Hal lain yang menjadi pertimbangan adalah perpanjangan insentif PPN DTP akan meningkatkan daya beli masyarakat kelas menengah ke bawah. Pembelian rumah yang harganya di bawah Rp300 juta turun hingga 30 persen. Pasalnya, pekerja yang sempat dirumahkan lebih mengutamakan pengeluaran untuk biaya hidup sehari-hari ketimbang membeli rumah.

Pada 2022, kalangan yang paling membutuhkan insentif dari pemerintah ini akan kembali bekerja normal. Dengan begitu, kondisi ekonomi mereka  akan meningkat sehingga tidak kembali menunda membeli rumah.

PPN DTP untuk Apartemen

REI juga mengusulkan, insentif PPN DTP bisa untuk penjualan apartemen dan lunas di tahun 2022. Tetapi, realisasi bangunannya harus selesai pada akhir 2024 (pembelian inden) dengan pelunasan melaluk escrow account di bank.

“Untuk itu, kami mengusulkan PPN DTP tetap sampai akhir 2022, tapi serah terima terhadap bangunan atau propertinya bisa sampai 2024,” ucap Totok.

Tak hanya itu, REI juga mengharapkan pemerintah dapat membuka kesempatan yang lebih luas kepada pekerja sektor informal.

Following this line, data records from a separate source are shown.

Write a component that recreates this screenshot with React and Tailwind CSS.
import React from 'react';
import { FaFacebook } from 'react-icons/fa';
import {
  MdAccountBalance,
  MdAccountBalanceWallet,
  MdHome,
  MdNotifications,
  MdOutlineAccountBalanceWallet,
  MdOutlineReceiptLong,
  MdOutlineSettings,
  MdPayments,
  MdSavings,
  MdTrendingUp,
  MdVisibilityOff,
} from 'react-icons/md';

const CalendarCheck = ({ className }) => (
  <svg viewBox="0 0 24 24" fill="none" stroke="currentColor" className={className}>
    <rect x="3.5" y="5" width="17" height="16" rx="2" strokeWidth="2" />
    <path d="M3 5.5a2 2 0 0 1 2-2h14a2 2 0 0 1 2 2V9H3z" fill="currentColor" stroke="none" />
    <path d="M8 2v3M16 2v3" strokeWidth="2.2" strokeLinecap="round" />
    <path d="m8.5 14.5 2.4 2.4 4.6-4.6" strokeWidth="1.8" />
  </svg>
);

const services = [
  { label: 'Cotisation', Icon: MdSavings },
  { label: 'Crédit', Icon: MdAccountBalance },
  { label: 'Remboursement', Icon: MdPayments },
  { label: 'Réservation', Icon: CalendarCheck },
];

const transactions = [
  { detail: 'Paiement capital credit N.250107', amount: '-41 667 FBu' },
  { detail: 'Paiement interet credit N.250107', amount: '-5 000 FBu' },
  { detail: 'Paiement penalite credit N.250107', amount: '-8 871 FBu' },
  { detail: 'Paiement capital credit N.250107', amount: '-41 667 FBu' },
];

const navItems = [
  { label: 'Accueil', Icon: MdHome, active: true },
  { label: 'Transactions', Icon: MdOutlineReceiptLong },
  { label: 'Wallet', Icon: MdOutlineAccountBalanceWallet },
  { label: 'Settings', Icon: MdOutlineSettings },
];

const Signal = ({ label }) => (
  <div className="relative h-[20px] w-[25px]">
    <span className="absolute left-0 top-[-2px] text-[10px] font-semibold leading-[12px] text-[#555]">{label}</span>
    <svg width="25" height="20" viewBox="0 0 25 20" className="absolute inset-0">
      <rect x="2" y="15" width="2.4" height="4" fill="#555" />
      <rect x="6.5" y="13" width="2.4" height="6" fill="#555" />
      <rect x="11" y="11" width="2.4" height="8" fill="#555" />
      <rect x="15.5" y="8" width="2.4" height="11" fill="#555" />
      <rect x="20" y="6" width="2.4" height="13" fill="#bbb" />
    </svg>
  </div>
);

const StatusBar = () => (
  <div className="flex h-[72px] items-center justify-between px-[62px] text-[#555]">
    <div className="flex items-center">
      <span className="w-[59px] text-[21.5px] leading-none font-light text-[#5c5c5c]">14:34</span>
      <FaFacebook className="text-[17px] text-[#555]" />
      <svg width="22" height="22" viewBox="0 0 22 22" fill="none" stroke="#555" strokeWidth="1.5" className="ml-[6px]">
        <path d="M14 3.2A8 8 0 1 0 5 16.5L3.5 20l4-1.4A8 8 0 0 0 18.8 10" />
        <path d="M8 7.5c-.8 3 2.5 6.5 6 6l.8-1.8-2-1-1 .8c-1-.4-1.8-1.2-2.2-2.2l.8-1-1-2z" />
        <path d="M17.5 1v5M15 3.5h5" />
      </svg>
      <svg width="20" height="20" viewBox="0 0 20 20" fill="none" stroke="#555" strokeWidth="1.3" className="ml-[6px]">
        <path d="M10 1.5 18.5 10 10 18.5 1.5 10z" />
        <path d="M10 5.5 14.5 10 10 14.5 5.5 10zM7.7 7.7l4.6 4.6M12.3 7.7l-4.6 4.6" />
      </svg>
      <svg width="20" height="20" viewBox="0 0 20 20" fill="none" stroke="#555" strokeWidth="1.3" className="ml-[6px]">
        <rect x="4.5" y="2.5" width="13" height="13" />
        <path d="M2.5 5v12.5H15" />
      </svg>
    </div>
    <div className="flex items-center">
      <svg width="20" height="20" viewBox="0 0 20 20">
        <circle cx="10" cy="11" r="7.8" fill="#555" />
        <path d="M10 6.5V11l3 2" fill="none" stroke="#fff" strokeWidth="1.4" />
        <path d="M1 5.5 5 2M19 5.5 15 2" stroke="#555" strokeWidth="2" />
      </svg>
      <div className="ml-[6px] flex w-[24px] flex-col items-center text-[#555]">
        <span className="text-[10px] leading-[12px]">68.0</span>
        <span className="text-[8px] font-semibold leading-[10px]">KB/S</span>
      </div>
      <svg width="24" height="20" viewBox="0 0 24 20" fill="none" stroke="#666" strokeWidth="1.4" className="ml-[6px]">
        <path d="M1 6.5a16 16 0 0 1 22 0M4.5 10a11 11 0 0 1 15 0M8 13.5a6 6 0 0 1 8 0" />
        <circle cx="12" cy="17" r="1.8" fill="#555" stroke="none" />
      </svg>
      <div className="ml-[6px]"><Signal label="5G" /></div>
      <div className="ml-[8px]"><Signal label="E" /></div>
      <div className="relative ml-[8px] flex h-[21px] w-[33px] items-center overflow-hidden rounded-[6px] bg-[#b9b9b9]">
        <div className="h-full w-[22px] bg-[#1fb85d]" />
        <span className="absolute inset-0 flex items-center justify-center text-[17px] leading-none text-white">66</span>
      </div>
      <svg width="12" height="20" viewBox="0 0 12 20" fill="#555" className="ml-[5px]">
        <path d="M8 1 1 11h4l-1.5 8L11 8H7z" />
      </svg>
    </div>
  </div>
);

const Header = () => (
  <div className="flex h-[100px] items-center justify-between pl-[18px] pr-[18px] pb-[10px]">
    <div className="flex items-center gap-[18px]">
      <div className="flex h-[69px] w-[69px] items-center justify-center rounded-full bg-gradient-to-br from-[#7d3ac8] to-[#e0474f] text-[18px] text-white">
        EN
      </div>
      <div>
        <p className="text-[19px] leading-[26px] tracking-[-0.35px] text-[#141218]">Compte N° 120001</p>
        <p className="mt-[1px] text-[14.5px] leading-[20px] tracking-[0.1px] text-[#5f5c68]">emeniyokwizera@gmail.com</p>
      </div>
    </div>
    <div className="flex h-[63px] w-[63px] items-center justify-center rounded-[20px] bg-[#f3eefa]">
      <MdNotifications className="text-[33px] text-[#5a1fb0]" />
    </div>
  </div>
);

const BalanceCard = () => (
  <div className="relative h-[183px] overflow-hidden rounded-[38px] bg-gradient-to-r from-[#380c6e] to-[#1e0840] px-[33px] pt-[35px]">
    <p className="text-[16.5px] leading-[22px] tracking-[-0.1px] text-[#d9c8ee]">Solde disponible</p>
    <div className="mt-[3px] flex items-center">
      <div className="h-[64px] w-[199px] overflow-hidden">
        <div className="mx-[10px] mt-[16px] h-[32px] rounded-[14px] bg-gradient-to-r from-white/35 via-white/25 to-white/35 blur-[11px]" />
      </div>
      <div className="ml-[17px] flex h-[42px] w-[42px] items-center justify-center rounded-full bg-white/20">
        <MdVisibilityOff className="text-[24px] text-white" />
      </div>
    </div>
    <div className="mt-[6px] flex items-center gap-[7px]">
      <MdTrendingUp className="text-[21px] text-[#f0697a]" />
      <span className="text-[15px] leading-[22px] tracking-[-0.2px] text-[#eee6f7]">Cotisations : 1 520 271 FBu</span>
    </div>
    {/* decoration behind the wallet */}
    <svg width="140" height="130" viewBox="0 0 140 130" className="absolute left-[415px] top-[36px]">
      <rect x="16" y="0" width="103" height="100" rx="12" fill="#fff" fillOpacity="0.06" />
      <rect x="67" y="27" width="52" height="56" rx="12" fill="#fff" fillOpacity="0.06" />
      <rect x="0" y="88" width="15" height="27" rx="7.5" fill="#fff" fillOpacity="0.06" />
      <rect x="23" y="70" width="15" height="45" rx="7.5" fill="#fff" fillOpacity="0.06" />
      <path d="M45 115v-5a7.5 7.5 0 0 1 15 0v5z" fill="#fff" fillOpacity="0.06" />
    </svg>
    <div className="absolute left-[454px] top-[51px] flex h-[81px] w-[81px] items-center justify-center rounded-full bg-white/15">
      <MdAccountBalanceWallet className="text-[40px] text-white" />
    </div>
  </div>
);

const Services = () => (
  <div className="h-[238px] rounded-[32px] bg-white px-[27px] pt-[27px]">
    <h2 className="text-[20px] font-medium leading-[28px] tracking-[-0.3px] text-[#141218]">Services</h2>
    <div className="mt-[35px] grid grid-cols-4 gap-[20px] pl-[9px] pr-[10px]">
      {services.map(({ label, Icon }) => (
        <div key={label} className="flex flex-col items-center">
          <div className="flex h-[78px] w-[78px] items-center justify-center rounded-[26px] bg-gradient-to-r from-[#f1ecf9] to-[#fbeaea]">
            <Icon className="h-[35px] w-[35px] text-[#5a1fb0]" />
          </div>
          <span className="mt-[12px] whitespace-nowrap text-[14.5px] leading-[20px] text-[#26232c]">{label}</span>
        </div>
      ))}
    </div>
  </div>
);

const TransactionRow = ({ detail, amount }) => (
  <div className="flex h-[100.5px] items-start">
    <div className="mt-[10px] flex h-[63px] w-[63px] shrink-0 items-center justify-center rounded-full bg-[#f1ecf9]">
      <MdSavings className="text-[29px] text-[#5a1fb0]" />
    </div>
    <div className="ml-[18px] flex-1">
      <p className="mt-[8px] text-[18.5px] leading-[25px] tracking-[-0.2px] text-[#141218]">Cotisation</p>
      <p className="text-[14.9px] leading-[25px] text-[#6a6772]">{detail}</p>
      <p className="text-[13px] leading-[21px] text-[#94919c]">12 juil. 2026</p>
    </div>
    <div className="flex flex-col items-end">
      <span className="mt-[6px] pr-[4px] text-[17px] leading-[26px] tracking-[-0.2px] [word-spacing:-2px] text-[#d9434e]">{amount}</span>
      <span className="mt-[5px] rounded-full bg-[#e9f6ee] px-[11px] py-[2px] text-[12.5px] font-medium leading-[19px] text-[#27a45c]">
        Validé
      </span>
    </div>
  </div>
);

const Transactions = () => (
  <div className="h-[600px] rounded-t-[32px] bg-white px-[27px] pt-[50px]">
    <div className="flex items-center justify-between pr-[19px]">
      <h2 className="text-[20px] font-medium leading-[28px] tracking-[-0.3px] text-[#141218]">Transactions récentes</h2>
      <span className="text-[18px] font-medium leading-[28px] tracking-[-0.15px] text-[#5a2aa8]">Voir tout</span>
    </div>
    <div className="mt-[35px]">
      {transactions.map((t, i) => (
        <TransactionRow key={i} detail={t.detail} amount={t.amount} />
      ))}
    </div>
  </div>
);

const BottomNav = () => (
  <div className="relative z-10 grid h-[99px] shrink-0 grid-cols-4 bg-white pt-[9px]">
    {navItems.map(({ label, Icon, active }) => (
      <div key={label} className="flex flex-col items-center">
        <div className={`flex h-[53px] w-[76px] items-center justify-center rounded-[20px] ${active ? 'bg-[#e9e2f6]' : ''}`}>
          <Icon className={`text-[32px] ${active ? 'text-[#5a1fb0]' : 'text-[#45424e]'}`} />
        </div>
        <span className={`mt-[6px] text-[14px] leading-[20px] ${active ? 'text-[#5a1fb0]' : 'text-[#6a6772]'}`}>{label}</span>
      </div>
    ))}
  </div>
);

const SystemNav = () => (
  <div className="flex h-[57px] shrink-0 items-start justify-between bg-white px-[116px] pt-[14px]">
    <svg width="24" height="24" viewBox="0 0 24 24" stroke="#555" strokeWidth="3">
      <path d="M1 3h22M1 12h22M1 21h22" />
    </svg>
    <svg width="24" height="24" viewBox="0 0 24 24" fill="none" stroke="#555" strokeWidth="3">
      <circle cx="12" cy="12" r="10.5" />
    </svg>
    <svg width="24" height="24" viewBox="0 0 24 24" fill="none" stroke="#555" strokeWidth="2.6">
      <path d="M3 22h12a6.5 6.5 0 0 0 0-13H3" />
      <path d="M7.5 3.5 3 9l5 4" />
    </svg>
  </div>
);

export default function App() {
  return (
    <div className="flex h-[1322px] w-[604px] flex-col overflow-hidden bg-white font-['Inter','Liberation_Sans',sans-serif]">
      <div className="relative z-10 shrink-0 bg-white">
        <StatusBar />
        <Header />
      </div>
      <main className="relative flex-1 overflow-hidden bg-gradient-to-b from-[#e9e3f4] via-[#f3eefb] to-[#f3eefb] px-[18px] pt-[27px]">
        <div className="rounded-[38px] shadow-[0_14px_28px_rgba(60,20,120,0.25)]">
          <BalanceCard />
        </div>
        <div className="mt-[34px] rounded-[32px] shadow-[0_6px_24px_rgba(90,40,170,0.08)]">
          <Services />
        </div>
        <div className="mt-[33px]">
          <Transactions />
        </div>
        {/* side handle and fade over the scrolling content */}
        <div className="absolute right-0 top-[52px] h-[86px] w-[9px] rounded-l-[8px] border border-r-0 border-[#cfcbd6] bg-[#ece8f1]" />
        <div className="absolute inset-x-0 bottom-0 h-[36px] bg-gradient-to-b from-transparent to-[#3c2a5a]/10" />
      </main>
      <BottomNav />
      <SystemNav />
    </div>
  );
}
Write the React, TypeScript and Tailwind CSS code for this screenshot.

Hal ini perlu mengingat backlog perumahan masih tinggi, yakni mencapai 11 juta unit. Selain itu, sekitar 65 persen masyarakat Indonesia merupakan pekerja informal yang juga membutuhkan akses ke pembelian rumah.

Selain sektor informal, REI mengusulkan membuka skema dan akses khusus bagi masyarakat berpendapatan menengah, Generasi Milenial, dan Gen-Z dalam memiliki rumah. Dan yang tak kalah penting adalah pemanfaatan dana jangka panjang murah untuk pembiayaan perumahan dengan harapan bunga kredit konstruksi dan KPR dapat turun dan semakin terjangkau.

Ditambah lagi, masih banyaknya filter atau persayaratan bagi masyarakat yang mengajukan KPR dapat menghambat penjualan properti Tanah Air. Untuk itu, REI berharap perbankan, khususnya yang tergabung di Himbara, dapat mengurangi filter-filter tersebut

Menanggapi hal tersebut, Direktur Utama PT Bank Negara Indonesia Tbk (BNI) Royke Tumilaar menuturkan, siap untuk berdiskusi dengan asosiasi perumahan, termasuk REI untuk mencari jalan keluarnya.

“Mungkin cari waktu dengan asosiasi, apa saja yang menjadi kendala. Terutama kita ingin bantu untuk kredit untuk perumahan-perumahan kecil. Kita terbuka untuk diskusi ini. Kita cari jalan keluarnya,” ungkap Royke.

Optimalisasi

Penguatan peran BP Tapera yang akan beroperasi penuh menggantikan BLU PPDPP pada 2022 juga penting dilakukan pemerintah. Kemudian, optimalisasi seluruh lembaga keuangan untuk pembiayaan perumahan untuk memperluas jangkauan pembiayaan perumahan.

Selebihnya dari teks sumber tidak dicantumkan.